The discovery of Carinated Bowl pottery and leaf-shaped flint arrowheads in the sandhills at Hedderwick, East Lothian (Callander 1929, 67) indicates that here, as in east Scotland, Early Neolithic activities included those relating to the coast. The nature of these activities needs to be clarified, however. And in north-east England, the discovery of flint tools eroding from peat shelves in inter-tidal settings such as the Neolithic forest beds at Druridge Bay, Northumberland, is a reminder that some evidence for Early Neolithic activity will have been drowned by sea level rise.

One specific type of evidence not hitherto noted in this review of regional developments in Neolithic Scotland is the existence of at least one shell midden that may have been in use during the Early Neolithic, at Inveravon, West Lothian, on the southern shore of the Forth (Sloan 1984; see Canmore, NS97NE 18 for a list of the radiocarbon dates from this site). Here, as with the other Forth Valley shell middens, the dominant shell is oyster. Two such shells have produced dates of 5435±60 BP and 5110±60 BP (GU-1886-7), calibrating – with a marine offset taken into account – to 3970-3660 and 3640-3360 cal BC respectively. These dates raise the question as to whether what is being dealt with is a very late survival of ‘Mesolithic’ communities, living entirely on wild resources, or localised, small scale use of marine resources by farmers in the area (see below, and, for further Neolithic dates from Forth Valley shell middens).

As for additional evidence for subsistence practices, lipid analysis of Carinated Bowl pottery from Cheviot Quarry (Stern 2009), Lanton Quarry, Doon Hill and the Hirsel (Cramp pers comm) have revealed evidence for ruminant dairy fat in some of the pots, suggesting the use of milk, as with Carinated Bowl pottery elsewhere. Plant macrofossils confirm that here, as elsewhere in the CB Neolithic, wheat (including emmer) and barley were grown and hazelnuts were gathered (Johnson & Cotton 2009).

The possible existence of a causewayed enclosure – a type of site extremely rare north of the Wash – at Sprouston (Figure c) has already been noted; others are suspected to exist at Hasting Hill, Tyne & Wear (Newman 1976) and at South Shields, Tyne and Wear, below the Roman fort of Arbeia, where ditch terminals were excavated (Hodgson et al. 2001). A further claimed example on Flodden Hill, overlooking the Milfield Basin, is considered to be unlikely given its position on a slope (Johnson and Waddington 2009, 246). Confirmation and dating of these sites would, however, require excavation.
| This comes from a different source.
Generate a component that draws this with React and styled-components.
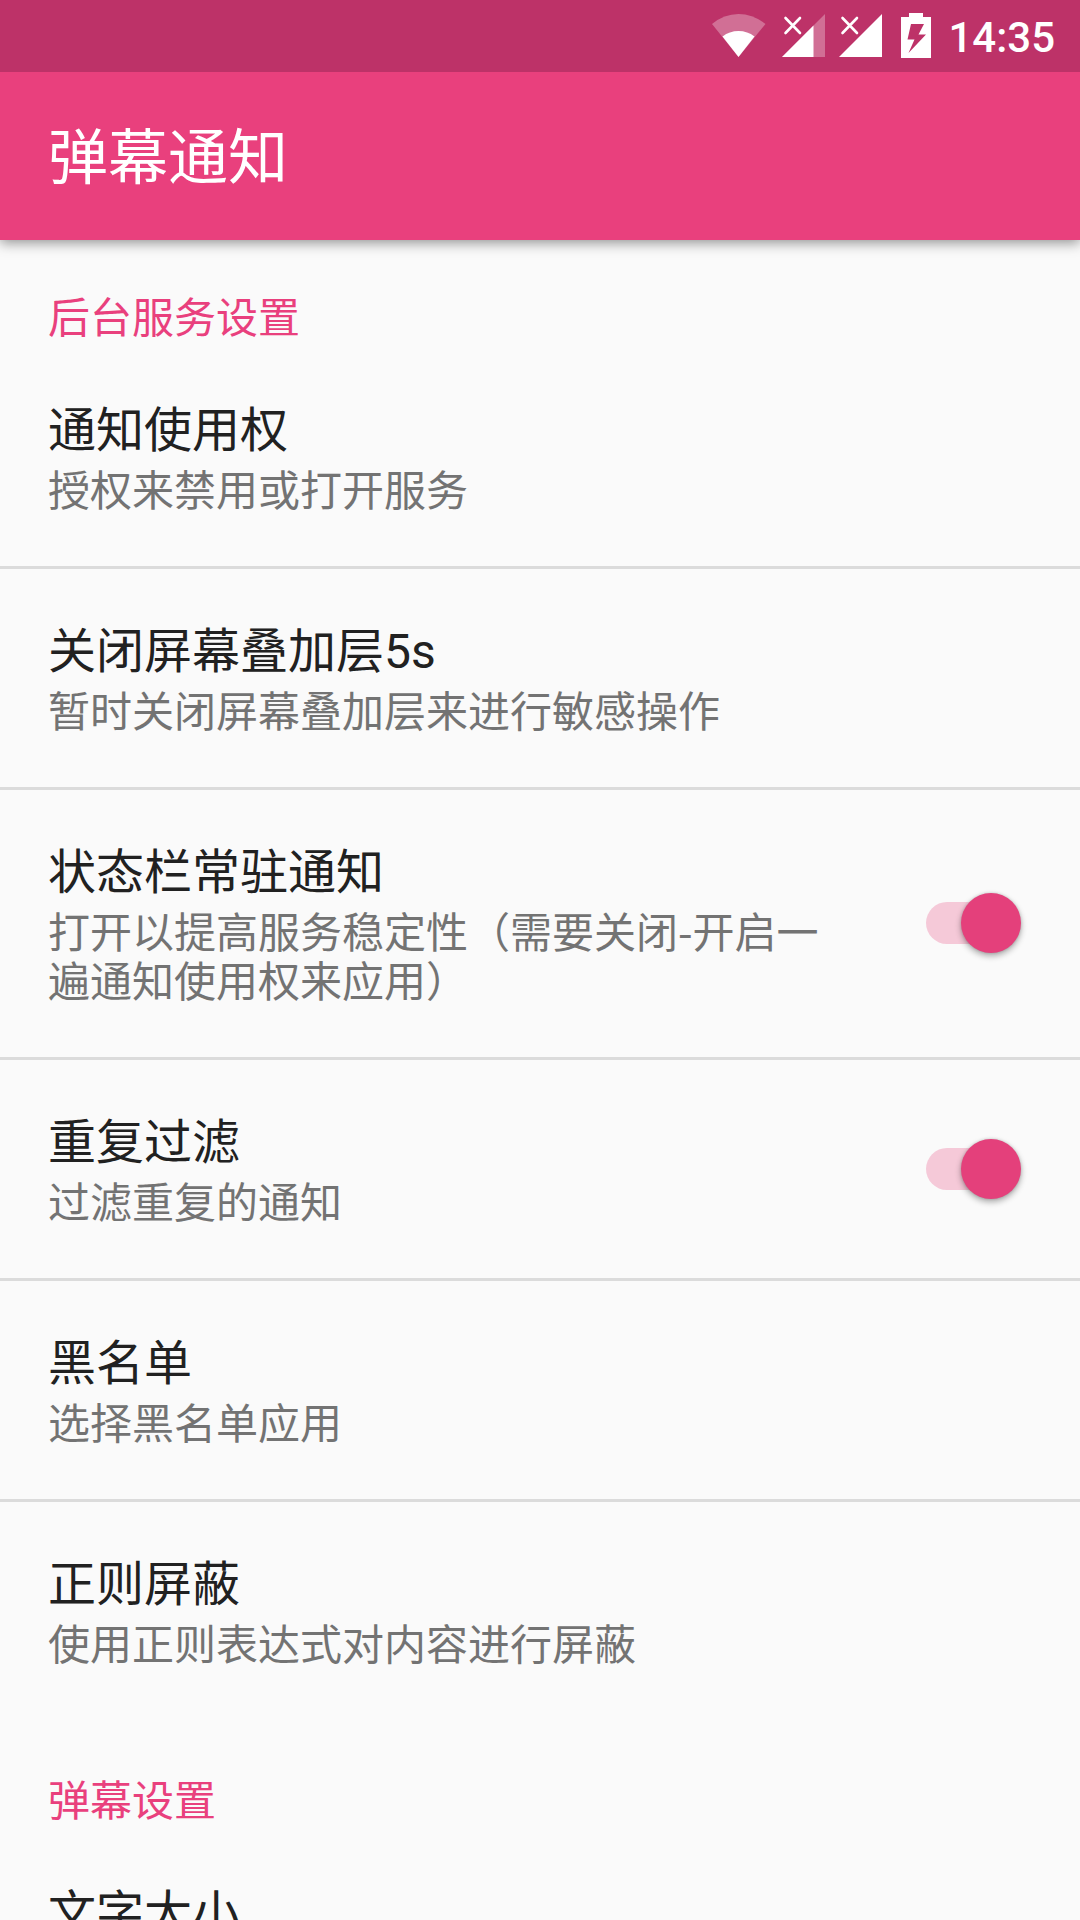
import React from "react";
import styled, { createGlobalStyle } from "styled-components";

const GlobalStyle = createGlobalStyle`
  body {
    margin: 0;
    background-color: #fafafa;
  }
`;

const Screen = styled.div`
  display: flex;
  flex-direction: column;
  width: 1080px;
  height: 1920px;
  overflow: hidden;
  background-color: #fafafa;
  font-family: Roboto, "Noto Sans CJK SC", sans-serif;
`;

const StatusBar = styled.div`
  position: relative;
  z-index: 1;
  display: flex;
  flex-shrink: 0;
  justify-content: flex-end;
  height: 72px;
  padding-right: 25px;
  background-color: #bd3268;
`;

const StatusIcon = styled.svg`
  flex-shrink: 0;
  height: 72px;
  margin-right: ${({ $gap }) => $gap}px;
  fill: #ffffff;
`;

const Clock = styled.div`
  color: #ffffff;
  font-size: 42px;
  font-weight: 500;
  line-height: 76px;
`;

const AppBar = styled.header`
  display: flex;
  flex-shrink: 0;
  align-items: center;
  box-sizing: border-box;
  height: 168px;
  padding: 5px 48px 0;
  background-color: #e9407d;
  box-shadow: 0 3px 12px rgba(0, 0, 0, 0.42);
`;

const AppTitle = styled.h1`
  margin: 0;
  color: #ffffff;
  font-size: 60px;
  font-weight: 400;
  line-height: 80px;
`;

const Category = styled.h2`
  margin: 0;
  padding: 49px 48px 0;
  color: #e9407d;
  font-size: 42px;
  font-weight: 400;
  line-height: 59px;
`;

const Row = styled.div`
  display: flex;
  flex-shrink: 0;
  align-items: center;
  justify-content: space-between;
  padding: 50px 48px 50px;
  border-bottom: 3px solid ${({ $last }) => ($last ? "transparent" : "#dbdbdb")};
`;

const RowText = styled.div`
  max-width: 782px;
`;

const RowTitle = styled.div`
  color: #212121;
  font-size: 48px;
  line-height: 66px;
`;

const Summary = styled.div`
  margin: -1px 0 4px;
  color: #737373;
  font-family: "Noto Sans CJK SC", sans-serif;
  font-size: 42px;
  line-height: 49px;
`;

const Track = styled.div`
  display: flex;
  align-items: center;
  justify-content: flex-end;
  width: 86px;
  height: 42px;
  margin: 0 20px 1px 0;
  border-radius: 21px;
  background-color: #f5c9d8;
`;

const Thumb = styled.div`
  flex-shrink: 0;
  width: 60px;
  height: 60px;
  margin-right: -9px;
  border-radius: 50%;
  background-color: #e4407b;
  box-shadow: 0 3px 6px rgba(0, 0, 0, 0.32), 0 0 3px rgba(0, 0, 0, 0.16);
`;

function Wifi() {
  return (
    <StatusIcon width="54" viewBox="0 0 54 72" $gap={16}>
      <path d="M0 24Q12 14 26.5 14T53.5 24L26.5 57Z" opacity="0.3" />
      <path d="M10.5 36.5Q17.5 31 26.5 31T42.5 36.5L26.5 57Z" />
    </StatusIcon>
  );
}

function Signal({ weak, gap }) {
  return (
    <StatusIcon width="43" viewBox="0 0 43 72" $gap={gap}>
      {weak && <path d="M0 57L43 14V57Z" opacity="0.3" />}
      <path d={weak ? "M0 57L31.5 25.5V57Z" : "M0 57L43 14V57Z"} />
      <path
        d="M3.5 18L18 33M18 18L3.5 33"
        stroke="#ffffff"
        strokeWidth="2.6"
        strokeLinecap="round"
      />
    </StatusIcon>
  );
}

function Battery() {
  return (
    <StatusIcon width="30" viewBox="0 0 30 72" $gap={17}>
      <path
        fillRule="evenodd"
        d="M8 13H22V17H30V58H0V17H8ZM10 24L6.5 39.5H13.5L7.5 53L25 34.5H17.5L23 24Z"
      />
    </StatusIcon>
  );
}

function Preference({ title, summary, checked, last }) {
  return (
    <Row $last={last}>
      <RowText>
        <RowTitle>{title}</RowTitle>
        <Summary>{summary}</Summary>
      </RowText>
      {checked && (
        <Track role="switch" aria-checked="true">
          <Thumb />
        </Track>
      )}
    </Row>
  );
}

const preferences = [
  { title: "通知使用权", summary: "授权来禁用或打开服务" },
  { title: "关闭屏幕叠加层5s", summary: "暂时关闭屏幕叠加层来进行敏感操作" },
  {
    title: "状态栏常驻通知",
    summary: "打开以提高服务稳定性（需要关闭-开启一遍通知使用权来应用）",
    checked: true,
  },
  { title: "重复过滤", summary: "过滤重复的通知", checked: true },
  { title: "黑名单", summary: "选择黑名单应用" },
  { title: "正则屏蔽", summary: "使用正则表达式对内容进行屏蔽" },
];

function App() {
  return (
    <>
      <GlobalStyle />
      <Screen lang="zh-CN">
        <StatusBar>
          <Wifi />
          <Signal weak gap={14} />
          <Signal gap={19} />
          <Battery />
          <Clock>14:35</Clock>
        </StatusBar>
        <AppBar>
          <AppTitle>弹幕通知</AppTitle>
        </AppBar>
        <Category>后台服务设置</Category>
        {preferences.map((item, index) => (
          <Preference
            key={item.title}
            last={index === preferences.length - 1}
            {...item}
          />
        ))}
        <Category>弹幕设置</Category>
        <Preference title="文字大小" last />
      </Screen>
    </>
  );
}

export default App;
The funerary practices of these early Neolithic farming communities match those already noted for eastern Scotland, with burnt ‘linear zone’ mortuary structures covered by long rectangular earthen mounds having been excavated at Eweford and Pencraig Hill, East Lothian (Lelong & MacGregor 2007). Eleven long mounds of earth or stone, rectangular or trapezoidal in shape, are listed in Kinnes 1992a for this region, including the long cairns at Bellshiel Law, Devil’s Lapful, Dod Hill and the Mutiny Stones(Masters 1984; 1973) and the chambered long cairn at Dour Hill, Northumberland (Waddington et al. 1998) – one of the few, or possibly even the only, megalithic tomb in the region.
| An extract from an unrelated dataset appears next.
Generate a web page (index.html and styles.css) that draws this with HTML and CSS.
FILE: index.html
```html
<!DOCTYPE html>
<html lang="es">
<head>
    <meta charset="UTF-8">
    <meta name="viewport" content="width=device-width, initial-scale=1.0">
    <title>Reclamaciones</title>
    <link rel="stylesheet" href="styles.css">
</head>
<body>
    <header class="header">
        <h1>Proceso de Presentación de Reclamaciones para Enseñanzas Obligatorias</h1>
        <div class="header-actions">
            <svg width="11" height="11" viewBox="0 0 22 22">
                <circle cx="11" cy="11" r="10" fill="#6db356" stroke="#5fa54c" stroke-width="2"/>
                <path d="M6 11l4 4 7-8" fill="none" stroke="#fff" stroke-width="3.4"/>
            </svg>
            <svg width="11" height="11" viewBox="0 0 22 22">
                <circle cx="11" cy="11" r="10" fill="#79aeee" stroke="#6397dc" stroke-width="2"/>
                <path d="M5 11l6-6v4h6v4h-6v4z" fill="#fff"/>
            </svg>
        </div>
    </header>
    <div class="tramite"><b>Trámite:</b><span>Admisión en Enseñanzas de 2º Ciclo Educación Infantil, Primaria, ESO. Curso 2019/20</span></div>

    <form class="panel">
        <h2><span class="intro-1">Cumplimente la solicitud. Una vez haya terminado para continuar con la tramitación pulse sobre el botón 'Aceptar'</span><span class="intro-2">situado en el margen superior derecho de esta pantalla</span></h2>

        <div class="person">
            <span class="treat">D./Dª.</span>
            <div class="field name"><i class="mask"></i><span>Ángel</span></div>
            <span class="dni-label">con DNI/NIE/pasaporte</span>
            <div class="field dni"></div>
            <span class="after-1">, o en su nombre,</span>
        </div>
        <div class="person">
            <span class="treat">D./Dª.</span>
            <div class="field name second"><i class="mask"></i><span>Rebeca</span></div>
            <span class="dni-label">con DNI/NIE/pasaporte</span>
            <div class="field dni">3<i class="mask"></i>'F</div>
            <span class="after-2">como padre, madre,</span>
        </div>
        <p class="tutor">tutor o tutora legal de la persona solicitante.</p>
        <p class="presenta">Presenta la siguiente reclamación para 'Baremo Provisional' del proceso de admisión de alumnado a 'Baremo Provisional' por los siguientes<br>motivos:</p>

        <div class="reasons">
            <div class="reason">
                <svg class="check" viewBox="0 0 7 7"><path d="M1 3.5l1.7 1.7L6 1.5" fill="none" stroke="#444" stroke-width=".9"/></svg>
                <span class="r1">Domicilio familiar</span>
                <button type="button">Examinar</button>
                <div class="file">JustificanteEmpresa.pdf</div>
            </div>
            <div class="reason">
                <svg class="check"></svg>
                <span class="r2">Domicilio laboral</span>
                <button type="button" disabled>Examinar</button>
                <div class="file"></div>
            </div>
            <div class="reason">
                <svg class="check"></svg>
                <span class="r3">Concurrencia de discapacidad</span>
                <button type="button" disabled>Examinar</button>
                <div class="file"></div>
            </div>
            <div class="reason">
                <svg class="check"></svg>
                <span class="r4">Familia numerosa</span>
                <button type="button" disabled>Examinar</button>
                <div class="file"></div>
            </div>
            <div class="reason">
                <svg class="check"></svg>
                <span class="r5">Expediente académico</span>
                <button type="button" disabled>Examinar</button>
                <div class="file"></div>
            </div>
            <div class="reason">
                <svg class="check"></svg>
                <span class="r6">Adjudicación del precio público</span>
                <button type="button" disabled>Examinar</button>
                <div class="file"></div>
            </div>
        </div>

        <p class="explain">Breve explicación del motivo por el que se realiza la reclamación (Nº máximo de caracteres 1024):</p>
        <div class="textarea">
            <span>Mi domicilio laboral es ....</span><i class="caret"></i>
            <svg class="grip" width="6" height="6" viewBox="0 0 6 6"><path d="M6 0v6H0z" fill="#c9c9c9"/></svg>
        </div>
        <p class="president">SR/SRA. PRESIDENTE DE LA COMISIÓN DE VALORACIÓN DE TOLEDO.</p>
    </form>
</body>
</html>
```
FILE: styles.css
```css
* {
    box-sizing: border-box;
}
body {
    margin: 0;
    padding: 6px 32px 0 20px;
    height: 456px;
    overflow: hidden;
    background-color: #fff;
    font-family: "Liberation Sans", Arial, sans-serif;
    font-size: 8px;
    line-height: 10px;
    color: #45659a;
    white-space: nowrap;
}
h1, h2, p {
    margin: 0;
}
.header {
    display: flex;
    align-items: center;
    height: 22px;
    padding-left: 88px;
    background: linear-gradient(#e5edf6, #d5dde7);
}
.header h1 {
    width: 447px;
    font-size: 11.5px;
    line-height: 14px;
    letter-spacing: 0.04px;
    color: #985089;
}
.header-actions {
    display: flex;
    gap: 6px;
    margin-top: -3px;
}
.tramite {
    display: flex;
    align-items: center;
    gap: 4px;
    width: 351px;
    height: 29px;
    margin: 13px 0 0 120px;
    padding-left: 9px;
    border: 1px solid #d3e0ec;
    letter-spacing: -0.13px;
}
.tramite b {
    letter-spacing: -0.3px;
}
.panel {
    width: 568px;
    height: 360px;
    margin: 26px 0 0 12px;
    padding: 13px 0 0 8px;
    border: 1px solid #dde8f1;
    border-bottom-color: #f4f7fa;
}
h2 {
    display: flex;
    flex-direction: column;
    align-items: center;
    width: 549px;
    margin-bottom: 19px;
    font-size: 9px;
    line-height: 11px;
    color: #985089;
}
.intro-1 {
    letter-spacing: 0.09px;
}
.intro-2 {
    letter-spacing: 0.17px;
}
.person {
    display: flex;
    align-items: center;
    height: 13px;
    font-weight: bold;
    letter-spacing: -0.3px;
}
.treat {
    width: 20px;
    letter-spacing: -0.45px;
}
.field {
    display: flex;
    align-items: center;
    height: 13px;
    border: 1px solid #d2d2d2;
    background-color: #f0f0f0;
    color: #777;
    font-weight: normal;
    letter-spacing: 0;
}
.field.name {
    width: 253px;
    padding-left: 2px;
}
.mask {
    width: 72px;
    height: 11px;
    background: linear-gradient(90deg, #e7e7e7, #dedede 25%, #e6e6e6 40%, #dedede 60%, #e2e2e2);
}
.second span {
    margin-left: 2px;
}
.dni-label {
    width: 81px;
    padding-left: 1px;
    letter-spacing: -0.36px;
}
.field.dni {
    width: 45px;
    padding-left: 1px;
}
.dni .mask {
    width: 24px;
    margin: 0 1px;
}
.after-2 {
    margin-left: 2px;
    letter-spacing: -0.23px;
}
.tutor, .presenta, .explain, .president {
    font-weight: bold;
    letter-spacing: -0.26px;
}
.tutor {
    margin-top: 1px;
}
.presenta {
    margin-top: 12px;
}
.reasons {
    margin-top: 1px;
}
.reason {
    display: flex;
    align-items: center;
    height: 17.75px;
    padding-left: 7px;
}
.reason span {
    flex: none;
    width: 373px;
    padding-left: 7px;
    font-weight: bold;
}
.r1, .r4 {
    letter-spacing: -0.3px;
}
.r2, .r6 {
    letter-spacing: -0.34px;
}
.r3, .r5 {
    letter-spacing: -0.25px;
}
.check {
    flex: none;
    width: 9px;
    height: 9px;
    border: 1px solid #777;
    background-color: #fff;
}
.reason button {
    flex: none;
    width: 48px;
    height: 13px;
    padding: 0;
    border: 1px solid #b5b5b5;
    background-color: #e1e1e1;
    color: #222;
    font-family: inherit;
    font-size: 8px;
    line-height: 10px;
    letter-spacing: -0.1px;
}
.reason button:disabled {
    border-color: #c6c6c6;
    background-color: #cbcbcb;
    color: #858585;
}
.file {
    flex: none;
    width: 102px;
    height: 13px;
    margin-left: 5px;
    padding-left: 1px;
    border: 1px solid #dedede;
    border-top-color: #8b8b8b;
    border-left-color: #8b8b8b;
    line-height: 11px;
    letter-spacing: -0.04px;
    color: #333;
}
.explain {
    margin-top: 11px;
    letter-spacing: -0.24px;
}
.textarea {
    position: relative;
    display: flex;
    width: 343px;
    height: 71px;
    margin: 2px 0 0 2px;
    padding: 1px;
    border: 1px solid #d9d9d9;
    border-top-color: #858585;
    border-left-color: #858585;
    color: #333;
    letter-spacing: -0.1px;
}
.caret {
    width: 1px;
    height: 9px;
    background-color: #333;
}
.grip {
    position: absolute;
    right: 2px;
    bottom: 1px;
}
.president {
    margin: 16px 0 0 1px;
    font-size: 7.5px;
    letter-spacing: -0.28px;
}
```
An ground plan showing a section of a large sub circular feature 180 metres across with a post built rectangular timber hall and henge approximately to the east

Possible causewayed enclosure at Sprouston, Scottish Borders; the possible Early Neolithic ‘hall’ is also shown at the bottom of the illustration. From Smith, I 1991

The non-megalithic round mound at Broomridge, Northumberland (Greenwell and Rolleston 1877; Newbigin 1935), offers a close parallel for the monument at Boghead, Aberdeenshire, in having been the location of a cremation pyre, subsequently sealed by a mound; a large amount of Carinated Bowl pottery was found among the burnt remains, along with flint artefacts and a stone axehead. At least two other candidates for this kind of monument are known, at the Poind and his Man and at Shortflatt in north-east England (Davies 1995).

Some have interpreted the presence of burnt bone in two pits at Yeavering, associated with Carinated Bowl pottery, as evidence for individual interment in graves (Hope-Taylor 1977, 345, 354) but, as Miket et al. have pointed out (2009, 83-4), the bone has not been securely identified as human.

Three possible rectangular timber mortuary enclosures, analogous to the aforementioned examples in east and central Scotland, are known from north-east England from aerial photographs, at Ewart Park (Miket 1976), Milfield and Wark on Tweed (Johnson and Waddington 2009, 246; 2012).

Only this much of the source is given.